**Requirements:** Filter the records below down to lines containing "index".

Stored data
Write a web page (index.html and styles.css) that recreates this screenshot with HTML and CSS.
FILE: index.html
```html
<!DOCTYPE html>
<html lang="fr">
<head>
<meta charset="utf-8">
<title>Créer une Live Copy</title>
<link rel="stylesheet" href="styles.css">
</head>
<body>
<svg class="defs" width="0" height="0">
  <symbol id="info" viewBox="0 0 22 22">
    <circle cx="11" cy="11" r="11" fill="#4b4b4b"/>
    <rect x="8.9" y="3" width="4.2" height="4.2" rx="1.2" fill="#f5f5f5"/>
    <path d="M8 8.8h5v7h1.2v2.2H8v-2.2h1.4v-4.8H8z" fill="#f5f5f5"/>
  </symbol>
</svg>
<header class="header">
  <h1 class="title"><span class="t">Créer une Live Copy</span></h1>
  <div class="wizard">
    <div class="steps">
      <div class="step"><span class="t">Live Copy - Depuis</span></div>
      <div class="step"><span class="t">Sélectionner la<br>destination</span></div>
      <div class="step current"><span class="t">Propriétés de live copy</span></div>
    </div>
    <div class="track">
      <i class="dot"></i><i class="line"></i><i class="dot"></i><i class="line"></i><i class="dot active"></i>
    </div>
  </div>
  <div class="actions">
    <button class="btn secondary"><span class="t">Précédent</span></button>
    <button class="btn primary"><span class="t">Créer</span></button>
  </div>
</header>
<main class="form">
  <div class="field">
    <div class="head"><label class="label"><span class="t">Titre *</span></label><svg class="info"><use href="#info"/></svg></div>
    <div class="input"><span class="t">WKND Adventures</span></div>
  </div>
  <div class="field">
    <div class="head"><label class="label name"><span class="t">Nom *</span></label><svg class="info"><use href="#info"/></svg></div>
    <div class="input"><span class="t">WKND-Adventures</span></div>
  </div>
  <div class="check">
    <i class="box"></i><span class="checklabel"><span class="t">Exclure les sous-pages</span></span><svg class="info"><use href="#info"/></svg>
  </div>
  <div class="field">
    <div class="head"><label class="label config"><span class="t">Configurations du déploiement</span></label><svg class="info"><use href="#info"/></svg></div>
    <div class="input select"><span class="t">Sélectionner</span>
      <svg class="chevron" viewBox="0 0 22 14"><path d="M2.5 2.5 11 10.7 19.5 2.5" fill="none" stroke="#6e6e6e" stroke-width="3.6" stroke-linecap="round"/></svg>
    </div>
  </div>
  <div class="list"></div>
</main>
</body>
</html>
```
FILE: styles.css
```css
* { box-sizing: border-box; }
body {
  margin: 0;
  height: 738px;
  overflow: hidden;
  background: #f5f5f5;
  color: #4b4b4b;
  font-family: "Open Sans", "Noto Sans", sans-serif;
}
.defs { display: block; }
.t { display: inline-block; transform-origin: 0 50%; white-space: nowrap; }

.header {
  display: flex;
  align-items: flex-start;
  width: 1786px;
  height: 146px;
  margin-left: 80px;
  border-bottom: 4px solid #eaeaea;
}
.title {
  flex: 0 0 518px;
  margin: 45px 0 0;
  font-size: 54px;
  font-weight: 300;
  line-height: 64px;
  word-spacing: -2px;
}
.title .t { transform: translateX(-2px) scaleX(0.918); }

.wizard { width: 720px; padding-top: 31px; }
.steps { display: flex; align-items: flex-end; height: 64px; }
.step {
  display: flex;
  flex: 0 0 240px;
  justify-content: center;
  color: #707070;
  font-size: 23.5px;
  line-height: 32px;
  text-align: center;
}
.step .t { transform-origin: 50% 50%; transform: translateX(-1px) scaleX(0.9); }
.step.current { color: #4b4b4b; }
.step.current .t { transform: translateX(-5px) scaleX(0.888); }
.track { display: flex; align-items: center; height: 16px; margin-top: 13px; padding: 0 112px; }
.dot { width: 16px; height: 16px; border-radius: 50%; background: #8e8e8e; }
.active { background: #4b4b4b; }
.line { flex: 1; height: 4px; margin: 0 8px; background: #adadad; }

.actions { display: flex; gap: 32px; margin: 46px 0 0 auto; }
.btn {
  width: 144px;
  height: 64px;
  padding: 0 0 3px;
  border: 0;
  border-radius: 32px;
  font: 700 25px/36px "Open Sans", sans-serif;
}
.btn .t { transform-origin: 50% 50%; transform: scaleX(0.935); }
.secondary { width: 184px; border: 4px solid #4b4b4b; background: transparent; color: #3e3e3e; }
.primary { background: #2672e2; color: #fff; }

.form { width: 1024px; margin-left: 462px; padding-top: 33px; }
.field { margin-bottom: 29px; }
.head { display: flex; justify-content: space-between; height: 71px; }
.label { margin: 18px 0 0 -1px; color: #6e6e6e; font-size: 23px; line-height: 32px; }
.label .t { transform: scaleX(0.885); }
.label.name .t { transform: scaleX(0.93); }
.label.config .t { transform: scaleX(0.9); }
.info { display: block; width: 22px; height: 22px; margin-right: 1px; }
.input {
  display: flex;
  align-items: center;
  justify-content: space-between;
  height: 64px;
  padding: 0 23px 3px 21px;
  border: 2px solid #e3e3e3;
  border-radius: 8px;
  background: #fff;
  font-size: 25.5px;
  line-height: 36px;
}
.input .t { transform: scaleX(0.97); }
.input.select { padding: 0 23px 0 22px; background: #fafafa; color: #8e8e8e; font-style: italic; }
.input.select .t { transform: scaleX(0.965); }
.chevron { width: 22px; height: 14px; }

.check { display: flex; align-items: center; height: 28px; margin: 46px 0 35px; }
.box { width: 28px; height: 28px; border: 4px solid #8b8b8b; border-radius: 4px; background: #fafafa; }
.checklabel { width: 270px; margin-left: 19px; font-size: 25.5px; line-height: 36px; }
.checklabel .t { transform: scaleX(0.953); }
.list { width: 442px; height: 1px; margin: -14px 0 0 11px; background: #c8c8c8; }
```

==

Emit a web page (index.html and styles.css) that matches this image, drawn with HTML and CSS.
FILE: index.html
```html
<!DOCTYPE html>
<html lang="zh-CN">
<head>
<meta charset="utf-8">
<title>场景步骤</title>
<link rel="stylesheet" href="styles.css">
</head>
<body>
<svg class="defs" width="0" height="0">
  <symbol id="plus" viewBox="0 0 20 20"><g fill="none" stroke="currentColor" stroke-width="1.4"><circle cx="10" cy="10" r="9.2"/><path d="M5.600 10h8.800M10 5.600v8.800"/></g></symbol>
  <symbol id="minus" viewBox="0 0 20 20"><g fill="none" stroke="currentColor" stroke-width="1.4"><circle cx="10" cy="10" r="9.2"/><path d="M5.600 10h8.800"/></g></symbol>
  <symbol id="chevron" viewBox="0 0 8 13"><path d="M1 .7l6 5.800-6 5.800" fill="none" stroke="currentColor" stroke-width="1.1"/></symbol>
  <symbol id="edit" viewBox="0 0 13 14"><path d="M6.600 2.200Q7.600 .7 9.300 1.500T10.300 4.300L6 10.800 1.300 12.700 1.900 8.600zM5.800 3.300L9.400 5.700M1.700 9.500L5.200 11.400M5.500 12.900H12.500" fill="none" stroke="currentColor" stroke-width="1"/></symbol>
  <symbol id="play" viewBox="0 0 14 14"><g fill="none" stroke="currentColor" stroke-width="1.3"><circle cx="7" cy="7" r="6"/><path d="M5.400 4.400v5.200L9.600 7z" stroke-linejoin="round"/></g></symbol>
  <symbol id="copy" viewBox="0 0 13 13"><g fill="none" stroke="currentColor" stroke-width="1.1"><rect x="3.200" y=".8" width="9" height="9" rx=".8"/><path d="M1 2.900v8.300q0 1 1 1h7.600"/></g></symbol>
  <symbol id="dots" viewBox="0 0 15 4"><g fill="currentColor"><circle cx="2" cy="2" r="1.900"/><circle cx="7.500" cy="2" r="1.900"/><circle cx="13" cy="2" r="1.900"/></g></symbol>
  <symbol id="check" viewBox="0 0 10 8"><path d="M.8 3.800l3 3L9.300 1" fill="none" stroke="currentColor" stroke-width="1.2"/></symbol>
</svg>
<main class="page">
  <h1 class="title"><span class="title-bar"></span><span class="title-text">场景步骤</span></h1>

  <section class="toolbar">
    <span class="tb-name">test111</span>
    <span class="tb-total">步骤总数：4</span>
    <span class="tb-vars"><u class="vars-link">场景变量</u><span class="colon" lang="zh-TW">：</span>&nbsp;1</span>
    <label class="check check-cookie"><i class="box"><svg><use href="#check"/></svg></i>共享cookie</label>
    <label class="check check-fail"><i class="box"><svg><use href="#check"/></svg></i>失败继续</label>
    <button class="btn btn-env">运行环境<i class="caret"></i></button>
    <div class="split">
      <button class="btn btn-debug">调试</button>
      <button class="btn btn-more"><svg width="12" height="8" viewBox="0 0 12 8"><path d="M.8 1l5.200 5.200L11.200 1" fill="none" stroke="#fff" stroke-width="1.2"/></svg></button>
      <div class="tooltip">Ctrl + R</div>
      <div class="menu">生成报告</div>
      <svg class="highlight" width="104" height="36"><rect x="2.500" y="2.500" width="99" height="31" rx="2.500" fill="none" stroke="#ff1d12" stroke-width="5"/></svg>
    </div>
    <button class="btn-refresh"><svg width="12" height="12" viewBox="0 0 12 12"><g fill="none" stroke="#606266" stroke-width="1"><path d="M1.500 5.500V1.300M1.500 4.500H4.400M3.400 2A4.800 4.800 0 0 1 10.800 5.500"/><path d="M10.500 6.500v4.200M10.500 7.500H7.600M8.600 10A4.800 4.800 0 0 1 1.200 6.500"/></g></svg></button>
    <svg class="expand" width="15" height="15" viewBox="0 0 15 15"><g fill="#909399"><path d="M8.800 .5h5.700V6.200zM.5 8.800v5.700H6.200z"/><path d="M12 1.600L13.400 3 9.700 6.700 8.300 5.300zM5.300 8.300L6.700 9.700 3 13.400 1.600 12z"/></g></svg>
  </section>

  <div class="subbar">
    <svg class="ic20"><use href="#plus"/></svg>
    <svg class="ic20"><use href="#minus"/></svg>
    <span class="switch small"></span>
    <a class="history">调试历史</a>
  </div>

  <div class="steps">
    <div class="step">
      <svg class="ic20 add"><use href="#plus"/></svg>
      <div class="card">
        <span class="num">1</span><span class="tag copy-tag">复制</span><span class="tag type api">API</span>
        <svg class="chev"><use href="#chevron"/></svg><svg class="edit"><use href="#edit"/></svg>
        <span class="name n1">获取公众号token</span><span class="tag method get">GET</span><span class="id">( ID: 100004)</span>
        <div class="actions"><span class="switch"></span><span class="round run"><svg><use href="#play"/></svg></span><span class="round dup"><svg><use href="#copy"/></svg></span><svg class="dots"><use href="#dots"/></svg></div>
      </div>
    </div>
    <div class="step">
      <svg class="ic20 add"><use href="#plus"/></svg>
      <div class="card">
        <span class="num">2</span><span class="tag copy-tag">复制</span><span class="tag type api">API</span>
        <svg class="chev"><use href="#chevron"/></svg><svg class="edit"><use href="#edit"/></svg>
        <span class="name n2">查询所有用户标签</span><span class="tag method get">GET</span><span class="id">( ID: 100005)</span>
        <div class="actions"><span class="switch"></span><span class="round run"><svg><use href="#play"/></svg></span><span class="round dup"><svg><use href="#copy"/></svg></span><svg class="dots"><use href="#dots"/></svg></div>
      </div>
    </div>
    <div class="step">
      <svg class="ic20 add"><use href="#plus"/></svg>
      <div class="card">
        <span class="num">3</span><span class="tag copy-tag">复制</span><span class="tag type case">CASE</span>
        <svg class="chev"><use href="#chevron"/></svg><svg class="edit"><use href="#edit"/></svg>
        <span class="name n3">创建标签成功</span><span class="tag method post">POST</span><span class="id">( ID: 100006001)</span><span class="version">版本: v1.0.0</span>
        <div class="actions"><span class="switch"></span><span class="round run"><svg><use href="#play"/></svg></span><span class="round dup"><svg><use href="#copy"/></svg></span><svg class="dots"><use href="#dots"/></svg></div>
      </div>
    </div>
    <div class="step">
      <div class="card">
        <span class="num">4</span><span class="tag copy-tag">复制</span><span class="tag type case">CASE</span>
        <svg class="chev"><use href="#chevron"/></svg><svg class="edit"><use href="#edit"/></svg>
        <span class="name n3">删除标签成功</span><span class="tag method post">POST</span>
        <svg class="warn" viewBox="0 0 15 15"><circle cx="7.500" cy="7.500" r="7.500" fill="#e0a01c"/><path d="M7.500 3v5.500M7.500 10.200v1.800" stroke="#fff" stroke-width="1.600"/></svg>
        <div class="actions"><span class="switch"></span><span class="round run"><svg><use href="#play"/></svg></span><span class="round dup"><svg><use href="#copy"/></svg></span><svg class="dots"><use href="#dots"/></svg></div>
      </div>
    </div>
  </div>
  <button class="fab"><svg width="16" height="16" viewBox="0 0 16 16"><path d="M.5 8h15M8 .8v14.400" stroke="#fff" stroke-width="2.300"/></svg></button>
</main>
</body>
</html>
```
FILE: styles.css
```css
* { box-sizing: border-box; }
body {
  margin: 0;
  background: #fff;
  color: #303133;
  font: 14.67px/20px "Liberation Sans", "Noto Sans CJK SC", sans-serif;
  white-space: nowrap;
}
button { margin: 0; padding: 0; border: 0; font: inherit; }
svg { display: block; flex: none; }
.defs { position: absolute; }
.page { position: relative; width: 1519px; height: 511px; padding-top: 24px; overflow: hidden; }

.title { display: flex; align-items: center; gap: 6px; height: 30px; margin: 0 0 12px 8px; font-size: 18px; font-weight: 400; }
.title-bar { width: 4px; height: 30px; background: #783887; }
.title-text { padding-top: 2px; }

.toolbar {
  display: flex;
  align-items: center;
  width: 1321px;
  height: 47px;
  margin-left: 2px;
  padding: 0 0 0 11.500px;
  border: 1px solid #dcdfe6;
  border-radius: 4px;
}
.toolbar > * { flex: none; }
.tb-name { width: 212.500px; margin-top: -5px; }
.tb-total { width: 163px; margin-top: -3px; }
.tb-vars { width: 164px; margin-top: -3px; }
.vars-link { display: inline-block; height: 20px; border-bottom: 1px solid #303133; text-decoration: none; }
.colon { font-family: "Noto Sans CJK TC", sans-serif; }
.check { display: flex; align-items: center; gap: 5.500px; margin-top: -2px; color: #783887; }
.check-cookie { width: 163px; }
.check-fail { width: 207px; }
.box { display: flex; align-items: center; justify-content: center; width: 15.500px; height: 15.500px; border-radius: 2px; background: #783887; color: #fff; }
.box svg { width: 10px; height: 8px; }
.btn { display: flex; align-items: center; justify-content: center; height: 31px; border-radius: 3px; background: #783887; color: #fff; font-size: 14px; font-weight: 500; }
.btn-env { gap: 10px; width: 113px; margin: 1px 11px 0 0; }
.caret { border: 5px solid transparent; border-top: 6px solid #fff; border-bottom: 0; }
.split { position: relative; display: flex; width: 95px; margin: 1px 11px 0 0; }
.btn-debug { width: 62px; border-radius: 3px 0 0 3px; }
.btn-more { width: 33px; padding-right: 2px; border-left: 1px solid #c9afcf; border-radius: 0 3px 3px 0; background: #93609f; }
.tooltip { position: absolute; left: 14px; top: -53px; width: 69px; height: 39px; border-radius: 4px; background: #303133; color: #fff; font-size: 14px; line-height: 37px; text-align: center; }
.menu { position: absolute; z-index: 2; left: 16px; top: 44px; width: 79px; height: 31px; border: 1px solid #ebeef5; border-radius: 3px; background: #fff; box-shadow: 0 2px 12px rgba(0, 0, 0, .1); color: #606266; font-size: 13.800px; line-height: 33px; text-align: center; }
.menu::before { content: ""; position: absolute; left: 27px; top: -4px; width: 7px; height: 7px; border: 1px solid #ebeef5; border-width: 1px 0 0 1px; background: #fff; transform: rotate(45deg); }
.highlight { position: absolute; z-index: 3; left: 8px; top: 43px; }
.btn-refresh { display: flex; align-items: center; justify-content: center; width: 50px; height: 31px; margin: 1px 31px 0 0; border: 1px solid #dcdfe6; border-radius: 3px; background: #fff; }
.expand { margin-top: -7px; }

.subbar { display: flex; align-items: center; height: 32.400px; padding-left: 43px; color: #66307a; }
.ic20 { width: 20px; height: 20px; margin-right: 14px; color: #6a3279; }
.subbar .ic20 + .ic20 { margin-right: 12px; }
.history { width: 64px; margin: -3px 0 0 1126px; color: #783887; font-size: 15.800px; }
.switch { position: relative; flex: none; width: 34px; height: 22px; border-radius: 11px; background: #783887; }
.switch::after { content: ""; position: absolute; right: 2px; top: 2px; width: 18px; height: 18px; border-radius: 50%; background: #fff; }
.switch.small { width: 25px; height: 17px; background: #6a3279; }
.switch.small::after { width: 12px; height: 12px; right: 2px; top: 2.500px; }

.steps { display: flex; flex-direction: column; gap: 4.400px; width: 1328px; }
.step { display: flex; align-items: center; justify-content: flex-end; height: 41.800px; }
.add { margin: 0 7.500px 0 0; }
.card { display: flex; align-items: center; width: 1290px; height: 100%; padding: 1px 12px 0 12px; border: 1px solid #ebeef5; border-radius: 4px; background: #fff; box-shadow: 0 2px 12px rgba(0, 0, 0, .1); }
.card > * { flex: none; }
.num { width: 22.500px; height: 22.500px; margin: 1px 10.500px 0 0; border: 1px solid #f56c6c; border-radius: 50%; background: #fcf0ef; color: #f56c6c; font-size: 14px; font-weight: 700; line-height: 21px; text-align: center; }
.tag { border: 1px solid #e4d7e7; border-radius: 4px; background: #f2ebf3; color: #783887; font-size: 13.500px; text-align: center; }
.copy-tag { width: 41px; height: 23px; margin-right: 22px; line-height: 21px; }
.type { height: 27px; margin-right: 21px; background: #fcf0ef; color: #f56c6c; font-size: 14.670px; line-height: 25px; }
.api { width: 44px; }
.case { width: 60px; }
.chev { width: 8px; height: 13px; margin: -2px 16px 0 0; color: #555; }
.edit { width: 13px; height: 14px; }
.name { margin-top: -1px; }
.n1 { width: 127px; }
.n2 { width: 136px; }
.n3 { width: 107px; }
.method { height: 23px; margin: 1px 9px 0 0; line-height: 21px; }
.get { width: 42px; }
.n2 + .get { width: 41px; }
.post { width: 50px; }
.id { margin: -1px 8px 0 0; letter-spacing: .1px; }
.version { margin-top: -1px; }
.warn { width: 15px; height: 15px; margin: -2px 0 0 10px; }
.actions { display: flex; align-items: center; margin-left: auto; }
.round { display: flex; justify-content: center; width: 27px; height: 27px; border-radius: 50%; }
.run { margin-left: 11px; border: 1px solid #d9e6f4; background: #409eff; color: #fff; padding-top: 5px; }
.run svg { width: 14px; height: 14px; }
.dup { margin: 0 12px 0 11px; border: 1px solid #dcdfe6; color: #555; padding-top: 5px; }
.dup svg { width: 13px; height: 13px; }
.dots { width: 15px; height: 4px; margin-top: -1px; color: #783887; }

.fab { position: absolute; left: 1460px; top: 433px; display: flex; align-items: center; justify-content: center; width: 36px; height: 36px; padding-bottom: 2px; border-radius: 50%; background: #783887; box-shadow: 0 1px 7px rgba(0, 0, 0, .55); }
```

**Final result:**
Write a web page (index.html and styles.css) that recreates this screenshot with HTML and CSS.
FILE: index.html
Emit a web page (index.html and styles.css) that matches this image, drawn with HTML and CSS.
FILE: index.html
.menu { position: absolute; z-index: 2; left: 16px; top: 44px; width: 79px; height: 31px; border: 1px solid #ebeef5; border-radius: 3px; background: #fff; box-shadow: 0 2px 12px rgba(0, 0, 0, .1); color: #606266; font-size: 13.800px; line-height: 33px; text-align: center; }
.highlight { position: absolute; z-index: 3; left: 8px; top: 43px; }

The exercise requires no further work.